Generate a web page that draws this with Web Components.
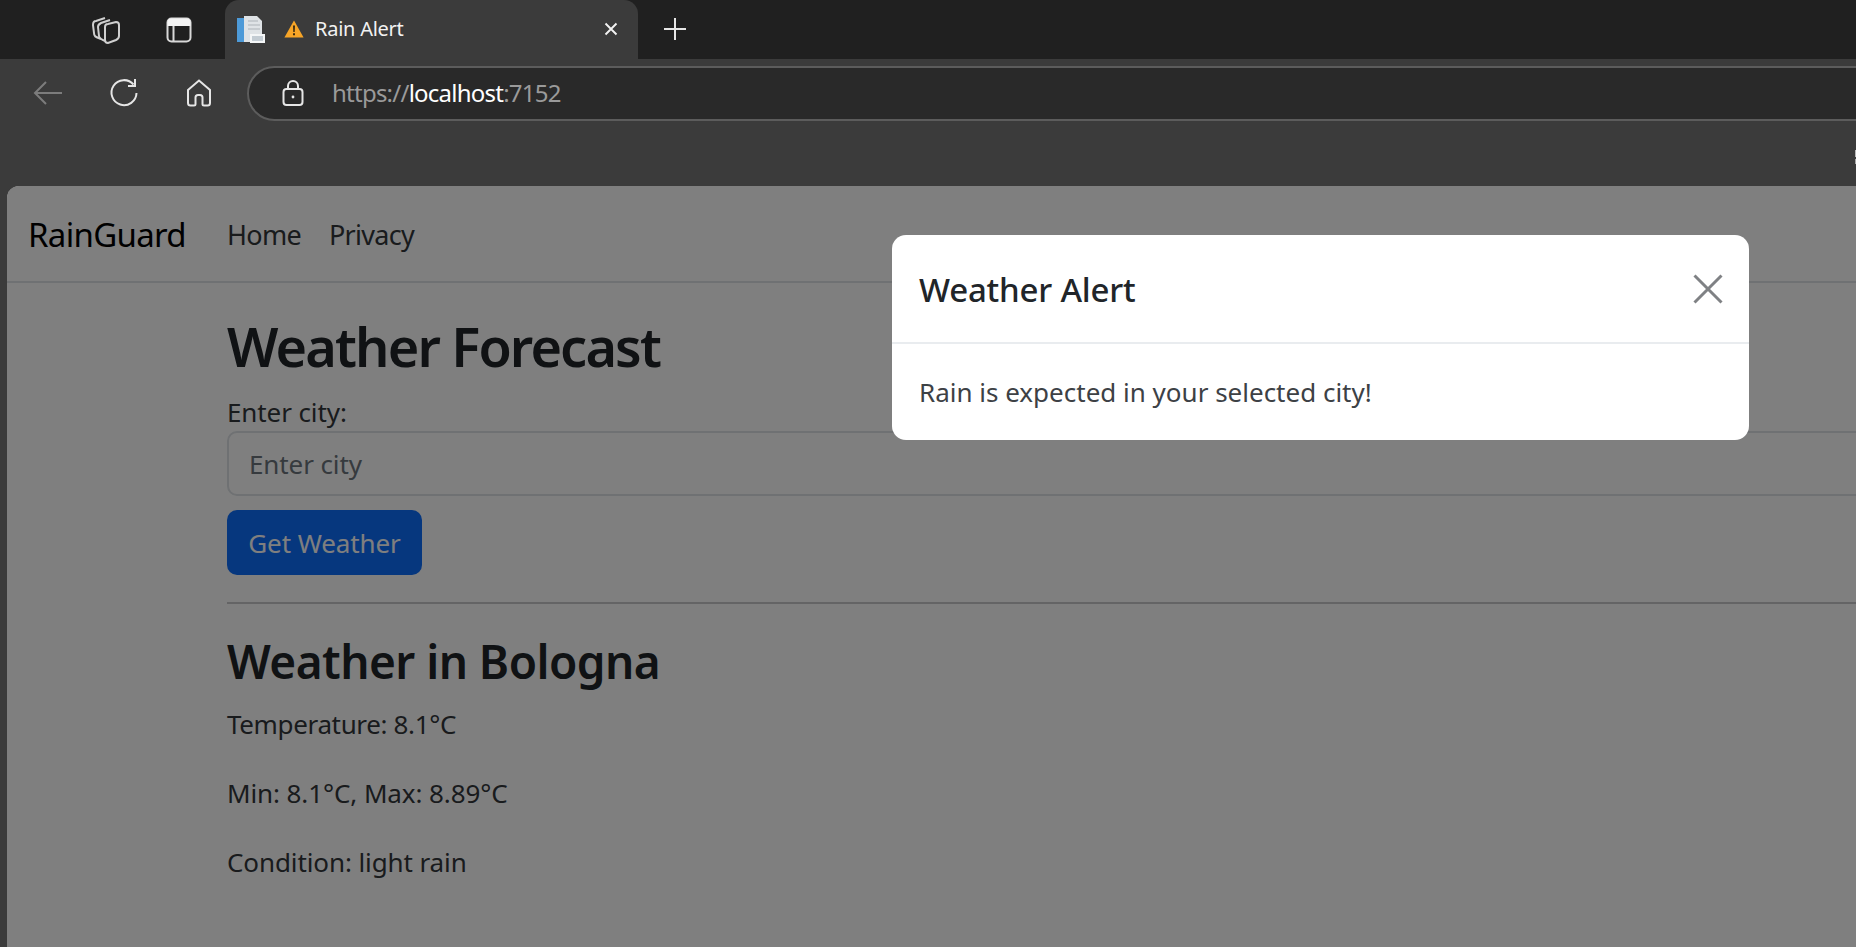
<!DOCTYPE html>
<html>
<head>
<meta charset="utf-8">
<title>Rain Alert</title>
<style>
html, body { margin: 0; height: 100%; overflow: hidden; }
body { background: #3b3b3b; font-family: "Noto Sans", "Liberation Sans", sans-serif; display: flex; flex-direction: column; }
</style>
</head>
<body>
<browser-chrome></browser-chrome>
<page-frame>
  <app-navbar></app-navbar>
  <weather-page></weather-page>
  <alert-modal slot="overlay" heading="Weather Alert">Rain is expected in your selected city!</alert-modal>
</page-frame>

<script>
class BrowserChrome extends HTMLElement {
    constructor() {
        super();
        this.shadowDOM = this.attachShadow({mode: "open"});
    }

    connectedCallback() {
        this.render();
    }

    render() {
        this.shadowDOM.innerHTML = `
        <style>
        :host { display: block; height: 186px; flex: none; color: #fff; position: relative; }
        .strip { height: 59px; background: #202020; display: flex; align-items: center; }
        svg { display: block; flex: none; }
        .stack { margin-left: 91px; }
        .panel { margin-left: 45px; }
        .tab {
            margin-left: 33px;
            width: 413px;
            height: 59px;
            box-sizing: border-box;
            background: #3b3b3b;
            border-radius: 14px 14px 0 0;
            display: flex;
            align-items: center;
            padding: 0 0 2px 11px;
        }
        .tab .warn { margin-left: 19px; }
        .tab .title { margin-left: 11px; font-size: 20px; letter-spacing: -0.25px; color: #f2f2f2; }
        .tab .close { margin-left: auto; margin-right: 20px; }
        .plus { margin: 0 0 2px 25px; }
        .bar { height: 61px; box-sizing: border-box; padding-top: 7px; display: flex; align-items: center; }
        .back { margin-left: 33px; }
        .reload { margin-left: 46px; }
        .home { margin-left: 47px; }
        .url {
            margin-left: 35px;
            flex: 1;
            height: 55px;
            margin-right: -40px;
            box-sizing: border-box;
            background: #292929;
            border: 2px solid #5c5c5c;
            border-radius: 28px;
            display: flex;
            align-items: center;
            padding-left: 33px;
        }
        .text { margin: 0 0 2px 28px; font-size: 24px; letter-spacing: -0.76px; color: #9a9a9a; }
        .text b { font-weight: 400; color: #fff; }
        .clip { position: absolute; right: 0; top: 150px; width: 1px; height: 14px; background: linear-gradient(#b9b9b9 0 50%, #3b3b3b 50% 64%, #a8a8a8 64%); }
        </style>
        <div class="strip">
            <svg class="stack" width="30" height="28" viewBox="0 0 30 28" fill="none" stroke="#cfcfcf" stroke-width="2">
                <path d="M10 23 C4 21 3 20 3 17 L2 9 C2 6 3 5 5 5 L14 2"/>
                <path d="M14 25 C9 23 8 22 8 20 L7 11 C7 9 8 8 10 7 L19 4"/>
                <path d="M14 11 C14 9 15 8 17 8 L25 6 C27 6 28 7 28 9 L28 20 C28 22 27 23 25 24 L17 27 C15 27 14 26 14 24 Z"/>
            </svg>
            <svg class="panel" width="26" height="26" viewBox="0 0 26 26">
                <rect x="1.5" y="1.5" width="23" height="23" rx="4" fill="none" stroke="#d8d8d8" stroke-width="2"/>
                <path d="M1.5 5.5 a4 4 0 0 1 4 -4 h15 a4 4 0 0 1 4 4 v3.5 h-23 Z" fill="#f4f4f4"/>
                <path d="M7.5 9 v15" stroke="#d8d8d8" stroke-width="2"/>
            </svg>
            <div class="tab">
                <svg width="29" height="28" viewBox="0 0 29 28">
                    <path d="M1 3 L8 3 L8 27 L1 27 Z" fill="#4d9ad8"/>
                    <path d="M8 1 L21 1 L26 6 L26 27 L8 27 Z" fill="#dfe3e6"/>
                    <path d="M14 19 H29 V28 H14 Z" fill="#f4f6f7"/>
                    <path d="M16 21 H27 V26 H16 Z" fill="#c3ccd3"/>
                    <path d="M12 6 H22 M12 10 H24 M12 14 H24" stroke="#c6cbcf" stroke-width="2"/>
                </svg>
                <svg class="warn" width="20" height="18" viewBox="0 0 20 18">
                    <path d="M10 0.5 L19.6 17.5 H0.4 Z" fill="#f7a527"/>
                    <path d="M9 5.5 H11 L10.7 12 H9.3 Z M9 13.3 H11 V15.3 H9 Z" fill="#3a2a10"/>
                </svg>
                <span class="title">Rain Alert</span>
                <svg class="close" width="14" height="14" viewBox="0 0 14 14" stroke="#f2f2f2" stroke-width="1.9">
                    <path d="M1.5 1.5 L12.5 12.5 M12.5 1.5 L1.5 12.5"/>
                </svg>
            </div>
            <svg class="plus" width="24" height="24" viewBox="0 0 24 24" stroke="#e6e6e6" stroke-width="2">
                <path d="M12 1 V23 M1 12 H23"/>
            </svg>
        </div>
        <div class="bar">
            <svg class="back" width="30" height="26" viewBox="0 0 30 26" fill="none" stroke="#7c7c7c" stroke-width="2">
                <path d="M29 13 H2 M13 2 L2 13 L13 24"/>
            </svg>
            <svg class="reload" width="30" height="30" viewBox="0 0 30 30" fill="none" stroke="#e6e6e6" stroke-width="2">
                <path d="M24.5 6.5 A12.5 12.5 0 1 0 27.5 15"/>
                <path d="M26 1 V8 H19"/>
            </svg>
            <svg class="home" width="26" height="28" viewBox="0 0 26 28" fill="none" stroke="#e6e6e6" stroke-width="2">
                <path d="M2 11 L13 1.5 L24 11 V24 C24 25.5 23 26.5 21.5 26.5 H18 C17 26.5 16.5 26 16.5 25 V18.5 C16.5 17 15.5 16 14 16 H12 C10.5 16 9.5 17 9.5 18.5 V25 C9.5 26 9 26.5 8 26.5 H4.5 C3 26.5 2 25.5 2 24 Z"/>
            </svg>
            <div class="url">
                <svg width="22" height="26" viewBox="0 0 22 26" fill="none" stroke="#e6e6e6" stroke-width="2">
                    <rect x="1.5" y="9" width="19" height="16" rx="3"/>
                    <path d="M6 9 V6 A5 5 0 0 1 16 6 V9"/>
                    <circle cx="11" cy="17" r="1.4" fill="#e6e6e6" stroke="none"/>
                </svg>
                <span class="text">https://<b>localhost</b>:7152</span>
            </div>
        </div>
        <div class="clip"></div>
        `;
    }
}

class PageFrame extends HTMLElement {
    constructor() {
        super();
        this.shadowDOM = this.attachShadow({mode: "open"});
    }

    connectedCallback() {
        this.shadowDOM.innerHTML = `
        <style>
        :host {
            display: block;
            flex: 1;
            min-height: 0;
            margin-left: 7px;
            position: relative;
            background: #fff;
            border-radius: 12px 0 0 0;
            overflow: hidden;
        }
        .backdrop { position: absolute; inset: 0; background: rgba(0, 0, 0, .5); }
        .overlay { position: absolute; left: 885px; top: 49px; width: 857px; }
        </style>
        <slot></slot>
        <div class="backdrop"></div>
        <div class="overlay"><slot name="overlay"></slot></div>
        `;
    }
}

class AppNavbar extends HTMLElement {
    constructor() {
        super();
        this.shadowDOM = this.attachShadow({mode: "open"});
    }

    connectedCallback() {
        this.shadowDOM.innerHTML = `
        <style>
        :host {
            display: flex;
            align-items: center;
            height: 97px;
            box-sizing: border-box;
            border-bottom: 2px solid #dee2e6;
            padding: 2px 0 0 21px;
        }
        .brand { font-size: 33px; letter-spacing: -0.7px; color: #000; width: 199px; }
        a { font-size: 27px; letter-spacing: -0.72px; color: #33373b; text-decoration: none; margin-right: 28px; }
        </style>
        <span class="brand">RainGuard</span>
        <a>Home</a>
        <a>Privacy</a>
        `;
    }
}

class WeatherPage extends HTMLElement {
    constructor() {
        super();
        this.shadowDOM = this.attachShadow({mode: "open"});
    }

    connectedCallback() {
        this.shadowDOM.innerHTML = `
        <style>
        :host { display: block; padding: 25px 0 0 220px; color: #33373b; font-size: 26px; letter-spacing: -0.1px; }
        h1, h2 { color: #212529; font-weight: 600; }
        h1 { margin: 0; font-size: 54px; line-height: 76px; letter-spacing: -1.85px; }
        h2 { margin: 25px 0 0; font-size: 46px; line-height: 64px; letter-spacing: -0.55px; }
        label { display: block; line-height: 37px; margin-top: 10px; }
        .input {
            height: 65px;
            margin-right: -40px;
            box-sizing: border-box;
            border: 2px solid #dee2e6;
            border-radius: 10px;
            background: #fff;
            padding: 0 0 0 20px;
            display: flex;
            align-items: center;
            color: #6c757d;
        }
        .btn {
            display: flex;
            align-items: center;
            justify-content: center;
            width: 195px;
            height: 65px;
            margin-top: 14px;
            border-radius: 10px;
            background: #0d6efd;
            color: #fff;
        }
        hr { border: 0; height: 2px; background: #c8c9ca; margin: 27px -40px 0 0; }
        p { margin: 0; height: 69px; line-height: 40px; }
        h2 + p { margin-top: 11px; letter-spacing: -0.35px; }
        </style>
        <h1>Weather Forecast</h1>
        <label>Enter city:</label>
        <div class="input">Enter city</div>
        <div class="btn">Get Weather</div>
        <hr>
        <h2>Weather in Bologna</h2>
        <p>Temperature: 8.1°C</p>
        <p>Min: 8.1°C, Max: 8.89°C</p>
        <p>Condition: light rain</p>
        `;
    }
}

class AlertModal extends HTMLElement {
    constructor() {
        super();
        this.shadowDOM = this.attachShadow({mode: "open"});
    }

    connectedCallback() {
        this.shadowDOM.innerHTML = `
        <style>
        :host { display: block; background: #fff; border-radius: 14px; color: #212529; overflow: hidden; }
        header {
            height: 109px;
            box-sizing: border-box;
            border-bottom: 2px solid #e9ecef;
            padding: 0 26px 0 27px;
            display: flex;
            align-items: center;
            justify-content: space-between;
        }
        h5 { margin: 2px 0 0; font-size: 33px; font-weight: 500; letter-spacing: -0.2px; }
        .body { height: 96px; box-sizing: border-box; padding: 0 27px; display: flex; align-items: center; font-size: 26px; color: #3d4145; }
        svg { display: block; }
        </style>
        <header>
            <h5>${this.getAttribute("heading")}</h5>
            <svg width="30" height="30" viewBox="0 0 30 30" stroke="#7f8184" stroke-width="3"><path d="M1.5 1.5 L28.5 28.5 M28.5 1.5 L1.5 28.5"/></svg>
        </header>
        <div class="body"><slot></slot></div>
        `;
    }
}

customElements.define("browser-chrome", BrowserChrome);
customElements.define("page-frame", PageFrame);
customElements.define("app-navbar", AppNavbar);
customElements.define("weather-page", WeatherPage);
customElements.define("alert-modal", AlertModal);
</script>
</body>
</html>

» **REQUIRED TASK**: Copy nothing but the lines from the top of the material through the line holding "</page-frame>", exactly as written; omit pictures.

» **FINISHED ANSWER**:
Generate a web page that draws this with Web Components.
<!DOCTYPE html>
<html>
<head>
<meta charset="utf-8">
<title>Rain Alert</title>
<style>
html, body { margin: 0; height: 100%; overflow: hidden; }
body { background: #3b3b3b; font-family: "Noto Sans", "Liberation Sans", sans-serif; display: flex; flex-direction: column; }
</style>
</head>
<body>
<browser-chrome></browser-chrome>
<page-frame>
  <app-navbar></app-navbar>
  <weather-page></weather-page>
  <alert-modal slot="overlay" heading="Weather Alert">Rain is expected in your selected city!</alert-modal>
</page-frame>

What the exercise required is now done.